Após o ataque ao Siafi, o governo federal endureceu as regras de acesso aos sistemas da União e montou uma força-tarefa para emitir certificados digitais pelo Serpro, que passaram a ser obrigatórios para servidores autorizarem novos pagamentos.
A medida foi uma exigência de segurança do Tesouro Nacional, mas tem sido adotada também em outros órgãos, como o INSS (Instituto Nacional do Seguro Social), que lidou recentemente com a exposição indevida de dados de milhões de beneficiários -caso também revelado pela Folha de S.Paulo.
ENTENDA O CASO
O QUE É O SIAFI?
O Siafi (Sistema Integrado de Administração Financeira do Governo Federal) é um sistema operacional desenvolvido pelo Tesouro Nacional em conjunto com o Serpro. Ele foi implementado em janeiro de 1987 e, desde então, é o principal instrumento utilizado para registro, acompanhamento e controle da execução orçamentária, financeira, patrimonial e contábil do governo federal.

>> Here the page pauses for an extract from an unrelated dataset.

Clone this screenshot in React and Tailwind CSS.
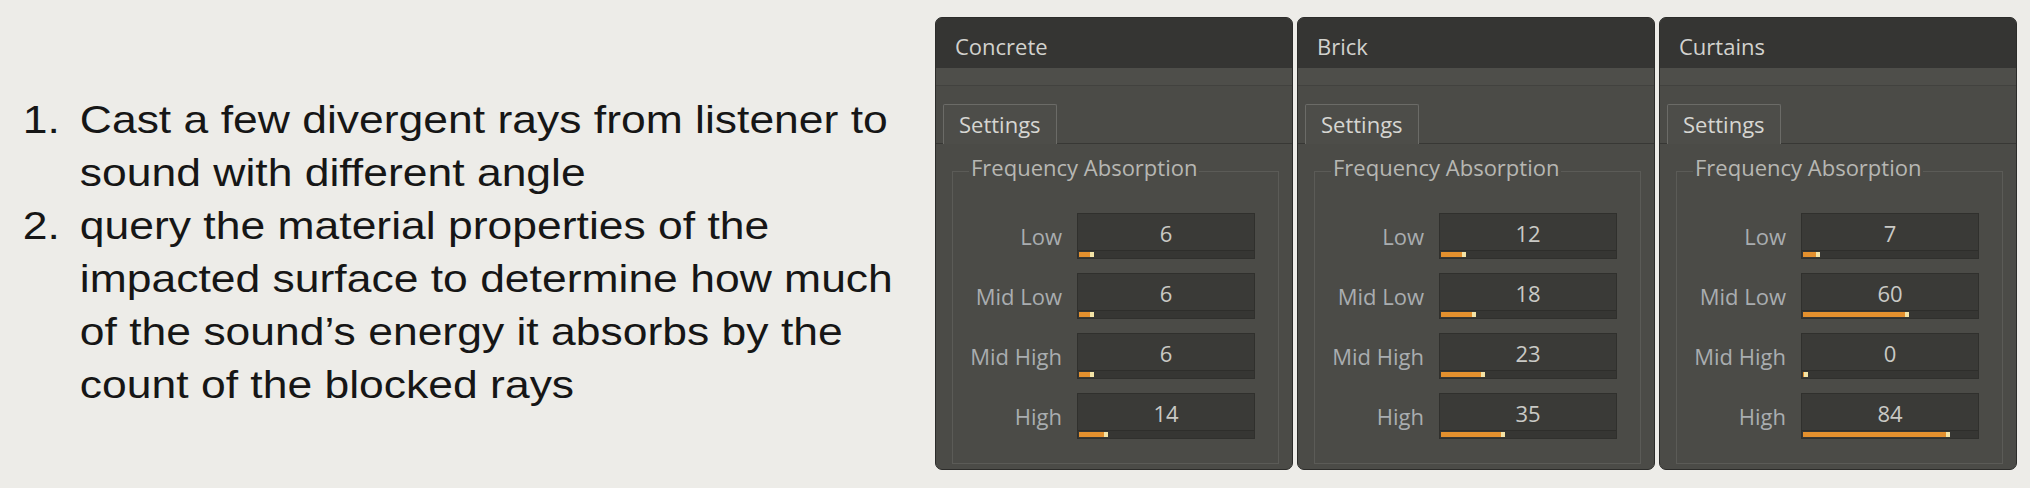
import React from "react";

const panels = [
  { name: "Concrete", values: [6, 6, 6, 14] },
  { name: "Brick", values: [12, 18, 23, 35] },
  { name: "Curtains", values: [7, 60, 0, 84] },
];
const labels = ["Low", "Mid Low", "Mid High", "High"];

function Row({ label, value }) {
  return (
    <div className="flex items-center gap-[15px]">
      <div className="w-[109px] text-right text-[22px] leading-[30px] text-[#a9adb0]">{label}</div>
      <div className="flex h-[46px] w-[178px] flex-col border border-[#30302d] bg-[#3a3a37]">
        <div className="h-[36px] pt-[4px] text-center text-[22px] leading-[30px] text-[#c9c9c5]">{value}</div>
        <div className="h-px bg-[#2e2e2b]" />
        <div className="flex flex-1 items-center bg-[#363633] px-[1px]">
          <div
            className="flex h-[5px] justify-end bg-[#e3902e]"
            style={{ width: `calc(5px + (100% - 5px) * ${value / 100})` }}
          >
            <div className="h-full w-[4px] bg-[#f3e3a6]" />
          </div>
        </div>
      </div>
    </div>
  );
}

function Panel({ name, values }) {
  return (
    <div className="flex h-[453px] w-[358px] shrink-0 flex-col overflow-hidden rounded-[7px] border border-[#2c2c2a] bg-[#4b4b47] font-['Open_Sans',sans-serif]">
      <div className="h-[50px] bg-[#353533] pl-[19px] pt-[13px] text-[22px] leading-[30px] text-[#d2d2ce]">
        {name}
      </div>
      <div className="h-[18px] border-b border-[#42423f] bg-[#4e4e4a]" />
      <div className="flex h-[58px] items-end border-b border-[#383835] pl-[7px]">
        <div className="-mb-px h-[40px] rounded-t-[2px] border border-b-0 border-[#6b6b67] bg-[#4d4d49] px-[15px] pt-[4px] text-[22px] leading-[30px] text-[#d6d6d2]">
          Settings
        </div>
      </div>
      <div className="pl-[16px] pt-[8px]">
        <fieldset className="w-[327px] border border-[#5b5b57] pb-[24px]">
          <legend className="ml-[16px] px-[2px] pb-[9px] text-[22px] leading-[30px] text-[#b7b7b3]">
            Frequency Absorption
          </legend>
          <div className="mt-[22px] flex flex-col gap-[14px]">
            {labels.map((l, i) => (
              <Row key={l} label={l} value={values[i]} />
            ))}
          </div>
        </fieldset>
      </div>
    </div>
  );
}

export default function App() {
  return (
    <div className="flex h-[488px] w-[2030px] overflow-hidden bg-[#edece8]">
      <div className="w-[935px] shrink-0">
        <div className="origin-top-left scale-x-[1.14] pl-[20px] pt-[93px] font-['Liberation_Sans',Arial,sans-serif] text-[39px] leading-[53px] text-[#161616]">
          <div className="grid grid-cols-[50px_1fr]">
            <div>1.</div>
            <div>
              Cast a few divergent rays from listener to
              <br />
              sound with different angle
            </div>
            <div>2.</div>
            <div>
              query the material properties of the
              <br />
              impacted surface to determine how much
              <br />
              of the sound’s energy it absorbs by the
              <br />
              count of the blocked rays
            </div>
          </div>
        </div>
      </div>
      <div className="flex gap-[4px] pt-[17px]">
        {panels.map((p) => (
          <Panel key={p.name} name={p.name} values={p.values} />
        ))}
      </div>
    </div>
  );
}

É por meio dele que o governo realiza o empenho de despesas (a primeira fase do gasto, quando é feita a reserva para pagamento), bem como os pagamentos das dotações orçamentárias via emissão de ordens bancárias.
QUEM USA O SIAFI?
Gestores de órgãos administração pública direta, das autarquias, fundações e empresas públicas federais e das sociedades de economia mista que estiverem contempladas no Orçamento Fiscal ou no Orçamento da Seguridade Social da União.
O QUE DEFLAGROU A INVESTIGAÇÃO?
Invasores utilizaram credenciais válidas de servidores e acessaram o Siafi utilizando o CPF e a senha desses gestores e ordenadores de despesas para operar a plataforma de pagamentos. Ao menos R$ 15,2 milhões foram desviados.